Go through the data below. List every line that holds the word "screenshot".

| Raw data |
+===+
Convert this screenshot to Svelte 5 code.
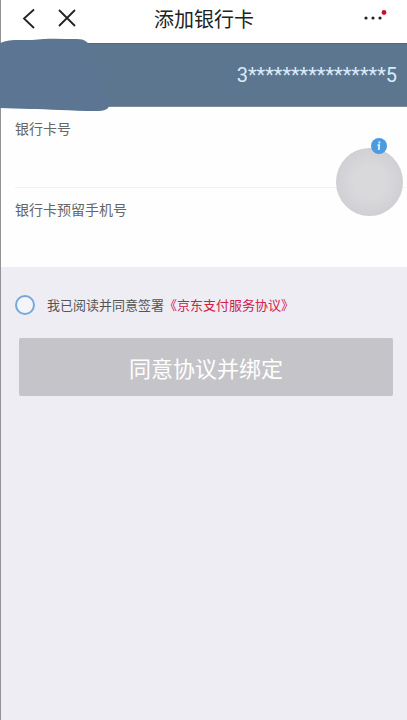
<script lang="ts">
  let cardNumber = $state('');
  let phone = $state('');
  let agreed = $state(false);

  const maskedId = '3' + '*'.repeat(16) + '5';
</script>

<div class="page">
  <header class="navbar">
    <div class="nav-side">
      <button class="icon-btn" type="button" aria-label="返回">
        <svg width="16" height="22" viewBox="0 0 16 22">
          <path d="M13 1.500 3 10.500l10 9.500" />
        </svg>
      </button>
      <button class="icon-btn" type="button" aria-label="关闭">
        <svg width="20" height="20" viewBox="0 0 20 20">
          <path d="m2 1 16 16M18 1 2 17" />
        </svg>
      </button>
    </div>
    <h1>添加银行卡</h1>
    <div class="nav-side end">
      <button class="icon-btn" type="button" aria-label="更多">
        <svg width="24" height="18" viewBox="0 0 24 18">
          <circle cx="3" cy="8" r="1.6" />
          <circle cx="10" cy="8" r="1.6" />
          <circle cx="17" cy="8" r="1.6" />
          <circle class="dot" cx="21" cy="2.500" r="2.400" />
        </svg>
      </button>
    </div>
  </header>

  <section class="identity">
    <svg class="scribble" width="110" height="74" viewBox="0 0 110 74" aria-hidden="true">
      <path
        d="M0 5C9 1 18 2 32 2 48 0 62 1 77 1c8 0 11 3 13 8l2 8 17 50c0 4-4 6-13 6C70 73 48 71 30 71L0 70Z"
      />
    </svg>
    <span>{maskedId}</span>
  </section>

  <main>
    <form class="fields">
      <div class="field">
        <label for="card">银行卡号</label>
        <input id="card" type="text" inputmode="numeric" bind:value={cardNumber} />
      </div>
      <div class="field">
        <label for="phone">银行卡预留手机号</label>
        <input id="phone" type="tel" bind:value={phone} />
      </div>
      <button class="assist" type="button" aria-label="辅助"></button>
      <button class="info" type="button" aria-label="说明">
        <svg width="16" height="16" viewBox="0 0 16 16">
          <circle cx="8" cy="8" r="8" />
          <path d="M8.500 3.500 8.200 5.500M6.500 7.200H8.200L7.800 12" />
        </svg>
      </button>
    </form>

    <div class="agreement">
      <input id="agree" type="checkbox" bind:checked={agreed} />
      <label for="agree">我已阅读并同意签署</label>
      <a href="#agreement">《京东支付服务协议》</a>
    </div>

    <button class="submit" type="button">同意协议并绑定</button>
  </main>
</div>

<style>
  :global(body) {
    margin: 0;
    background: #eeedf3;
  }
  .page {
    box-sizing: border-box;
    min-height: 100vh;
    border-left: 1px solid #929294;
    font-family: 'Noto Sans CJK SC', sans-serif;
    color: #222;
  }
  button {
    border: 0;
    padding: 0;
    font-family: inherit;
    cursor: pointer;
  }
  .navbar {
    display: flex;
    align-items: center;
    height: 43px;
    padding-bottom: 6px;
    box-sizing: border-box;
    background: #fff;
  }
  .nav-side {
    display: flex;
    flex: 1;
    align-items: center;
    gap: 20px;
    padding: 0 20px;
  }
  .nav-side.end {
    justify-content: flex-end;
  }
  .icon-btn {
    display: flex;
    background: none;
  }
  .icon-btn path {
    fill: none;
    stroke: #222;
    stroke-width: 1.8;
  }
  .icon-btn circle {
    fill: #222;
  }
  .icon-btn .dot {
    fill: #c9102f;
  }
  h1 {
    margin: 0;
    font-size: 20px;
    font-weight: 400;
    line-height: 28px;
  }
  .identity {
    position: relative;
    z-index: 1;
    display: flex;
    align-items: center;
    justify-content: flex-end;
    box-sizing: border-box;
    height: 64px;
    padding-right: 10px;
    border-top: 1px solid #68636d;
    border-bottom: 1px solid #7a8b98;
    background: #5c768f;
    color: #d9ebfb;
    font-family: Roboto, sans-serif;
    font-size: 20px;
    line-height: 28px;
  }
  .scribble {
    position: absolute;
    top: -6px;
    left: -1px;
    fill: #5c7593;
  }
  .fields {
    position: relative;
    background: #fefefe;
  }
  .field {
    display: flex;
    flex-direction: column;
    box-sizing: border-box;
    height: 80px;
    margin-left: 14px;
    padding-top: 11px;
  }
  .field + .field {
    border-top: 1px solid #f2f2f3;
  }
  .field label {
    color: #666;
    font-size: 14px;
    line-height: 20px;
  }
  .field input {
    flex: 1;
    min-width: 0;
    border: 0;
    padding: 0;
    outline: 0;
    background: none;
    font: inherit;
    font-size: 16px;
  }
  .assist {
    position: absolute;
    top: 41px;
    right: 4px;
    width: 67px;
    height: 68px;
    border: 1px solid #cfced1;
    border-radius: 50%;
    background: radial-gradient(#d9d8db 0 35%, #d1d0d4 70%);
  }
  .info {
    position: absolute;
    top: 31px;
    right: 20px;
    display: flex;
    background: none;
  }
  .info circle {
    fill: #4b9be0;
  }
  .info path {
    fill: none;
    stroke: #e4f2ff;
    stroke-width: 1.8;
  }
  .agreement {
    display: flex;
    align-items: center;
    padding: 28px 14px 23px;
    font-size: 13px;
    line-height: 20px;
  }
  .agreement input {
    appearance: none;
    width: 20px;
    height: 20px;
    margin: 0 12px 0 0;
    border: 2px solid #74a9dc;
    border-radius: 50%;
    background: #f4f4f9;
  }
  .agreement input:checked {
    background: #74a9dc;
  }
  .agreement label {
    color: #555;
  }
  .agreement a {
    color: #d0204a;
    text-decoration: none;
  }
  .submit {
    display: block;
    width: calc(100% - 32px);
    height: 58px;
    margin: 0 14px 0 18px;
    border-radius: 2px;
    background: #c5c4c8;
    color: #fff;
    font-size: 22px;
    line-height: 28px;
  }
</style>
+===+
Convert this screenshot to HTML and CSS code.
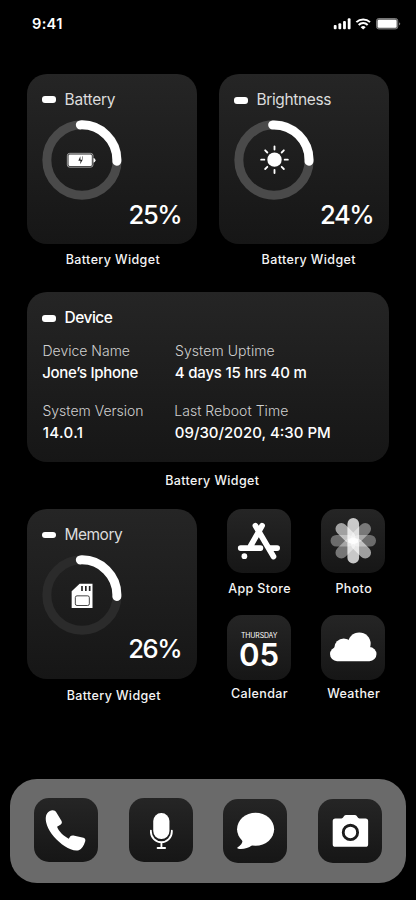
+===+
| Solution for this task |
Convert this screenshot to Svelte 5 code.
Convert this screenshot to HTML and CSS code.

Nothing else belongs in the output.